Exercise aim: The entries are to be returned exactly, with images left out.
-- start of Provided records --
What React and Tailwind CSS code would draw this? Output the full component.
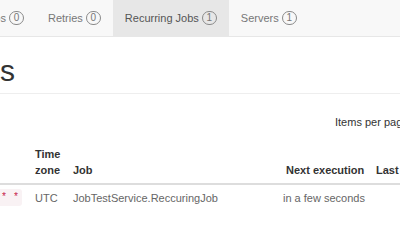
import React from "react";

const Badge = ({ count }) => (
  <span className="inline-flex items-center justify-center h-[14px] min-w-[15px] px-[3px] rounded-full border border-[#8a8a8a] text-[10px] leading-none text-[#777]">
    {count}
  </span>
);

const tabs = [
  { label: "Jobs", count: 0 },
  { label: "Retries", count: 0 },
  { label: "Recurring Jobs", count: 1, active: true },
  { label: "Servers", count: 1 },
];

export default function App() {
  return (
    <div className="w-[400px] h-[250px] overflow-hidden bg-white font-['Liberation_Sans',Arial,sans-serif]">
      {/* Navbar */}
      <div className="h-[37px] bg-[#f8f8f8] border-b border-[#e7e7e7] flex">
        {tabs.map((tab, i) =>
          i === 0 ? (
            <div key={tab.label} className="w-[36px] flex justify-end shrink-0">
              <div className="flex items-center gap-[3px] pr-[12px] whitespace-nowrap text-[11px] text-[#777]">
                {tab.label} <Badge count={tab.count} />
              </div>
            </div>
          ) : (
            <div
              key={tab.label}
              className={`flex items-center gap-[3px] px-[12px] whitespace-nowrap text-[11px] ${
                tab.active ? "bg-[#e7e7e7] text-[#555]" : "text-[#777]"
              }`}
            >
              {tab.label} <Badge count={tab.count} />
            </div>
          )
        )}
      </div>

      {/* Page header */}
      <div className="mt-[17px] pb-[6px] border-b border-[#eee]">
        <div className="w-[15px] flex justify-end">
          <h1 className="whitespace-nowrap text-[30px] leading-[33px] text-[#333]">
            Recurring jobs
          </h1>
        </div>
      </div>

      {/* Toolbar */}
      <div className="mt-[20px] pl-[335px] whitespace-nowrap text-[11px] leading-[16px] text-[#333]">
        Items per page:
      </div>

      {/* Table */}
      <table className="mt-[16px] table-fixed border-collapse w-[420px] text-[11px] leading-[16px]">
        <colgroup>
          <col className="w-[29px]" />
          <col className="w-[38px]" />
          <col className="w-[210px]" />
          <col className="w-[93px]" />
          <col />
        </colgroup>
        <thead>
          <tr className="border-b-2 border-[#ddd] text-left align-bottom font-bold text-[#333]">
            <th className="pb-[5px]"></th>
            <th className="pl-[6px] pb-[5px] font-bold">
              Time
              <br />
              zone
            </th>
            <th className="pl-[6px] pb-[5px] font-bold">Job</th>
            <th className="pl-[9px] pb-[5px] font-bold whitespace-nowrap">Next execution</th>
            <th className="pl-[6px] pb-[5px] font-bold whitespace-nowrap">Last execution</th>
          </tr>
        </thead>
        <tbody>
          <tr className="text-[#666]">
            <td className="pt-[4px] pb-[6px] pr-[7px]">
              <div className="flex justify-end">
                <code className="whitespace-nowrap bg-[#f9f2f4] text-[#c7254e] rounded-[3px] px-[3px] py-[1px] text-[10px] leading-[15px] font-['Liberation_Mono',monospace]">
                  * * * * *
                </code>
              </div>
            </td>
            <td className="pl-[6px] pt-[4px] pb-[6px]">UTC</td>
            <td className="pl-[6px] pt-[4px] pb-[6px] whitespace-nowrap">JobTestService.ReccuringJob</td>
            <td className="pl-[6px] pt-[4px] pb-[6px] whitespace-nowrap">in a few seconds</td>
            <td className="pl-[6px] pt-[4px] pb-[6px]"></td>
          </tr>
        </tbody>
      </table>
    </div>
  );
}
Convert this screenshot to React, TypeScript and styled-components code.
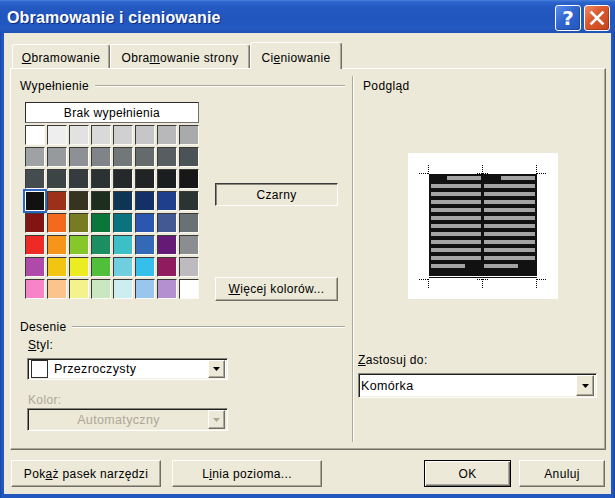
-- end of Provided records --
Solution to the exercise:
What React and Tailwind CSS code would draw this? Output the full component.
import React from "react";

const Badge = ({ count }) => (
  <span className="inline-flex items-center justify-center h-[14px] min-w-[15px] px-[3px] rounded-full border border-[#8a8a8a] text-[10px] leading-none text-[#777]">
    {count}
  </span>
);

const tabs = [
  { label: "Jobs", count: 0 },
  { label: "Retries", count: 0 },
  { label: "Recurring Jobs", count: 1, active: true },
  { label: "Servers", count: 1 },
];

export default function App() {
  return (
    <div className="w-[400px] h-[250px] overflow-hidden bg-white font-['Liberation_Sans',Arial,sans-serif]">
      {/* Navbar */}
      <div className="h-[37px] bg-[#f8f8f8] border-b border-[#e7e7e7] flex">
        {tabs.map((tab, i) =>
          i === 0 ? (
            <div key={tab.label} className="w-[36px] flex justify-end shrink-0">
              <div className="flex items-center gap-[3px] pr-[12px] whitespace-nowrap text-[11px] text-[#777]">
                {tab.label} <Badge count={tab.count} />
              </div>
            </div>
          ) : (
            <div
              key={tab.label}
              className={`flex items-center gap-[3px] px-[12px] whitespace-nowrap text-[11px] ${
                tab.active ? "bg-[#e7e7e7] text-[#555]" : "text-[#777]"
              }`}
            >
              {tab.label} <Badge count={tab.count} />
            </div>
          )
        )}
      </div>

      {/* Page header */}
      <div className="mt-[17px] pb-[6px] border-b border-[#eee]">
        <div className="w-[15px] flex justify-end">
          <h1 className="whitespace-nowrap text-[30px] leading-[33px] text-[#333]">
            Recurring jobs
          </h1>
        </div>
      </div>

      {/* Toolbar */}
      <div className="mt-[20px] pl-[335px] whitespace-nowrap text-[11px] leading-[16px] text-[#333]">
        Items per page:
      </div>

      {/* Table */}
      <table className="mt-[16px] table-fixed border-collapse w-[420px] text-[11px] leading-[16px]">
        <colgroup>
          <col className="w-[29px]" />
          <col className="w-[38px]" />
          <col className="w-[210px]" />
          <col className="w-[93px]" />
          <col />
        </colgroup>
        <thead>
          <tr className="border-b-2 border-[#ddd] text-left align-bottom font-bold text-[#333]">
            <th className="pb-[5px]"></th>
            <th className="pl-[6px] pb-[5px] font-bold">
              Time
              <br />
              zone
            </th>
            <th className="pl-[6px] pb-[5px] font-bold">Job</th>
            <th className="pl-[9px] pb-[5px] font-bold whitespace-nowrap">Next execution</th>
            <th className="pl-[6px] pb-[5px] font-bold whitespace-nowrap">Last execution</th>
          </tr>
        </thead>
        <tbody>
          <tr className="text-[#666]">
            <td className="pt-[4px] pb-[6px] pr-[7px]">
              <div className="flex justify-end">
                <code className="whitespace-nowrap bg-[#f9f2f4] text-[#c7254e] rounded-[3px] px-[3px] py-[1px] text-[10px] leading-[15px] font-['Liberation_Mono',monospace]">
                  * * * * *
                </code>
              </div>
            </td>
            <td className="pl-[6px] pt-[4px] pb-[6px]">UTC</td>
            <td className="pl-[6px] pt-[4px] pb-[6px] whitespace-nowrap">JobTestService.ReccuringJob</td>
            <td className="pl-[6px] pt-[4px] pb-[6px] whitespace-nowrap">in a few seconds</td>
            <td className="pl-[6px] pt-[4px] pb-[6px]"></td>
          </tr>
        </tbody>
      </table>
    </div>
  );
}
Convert this screenshot to React, TypeScript and styled-components code.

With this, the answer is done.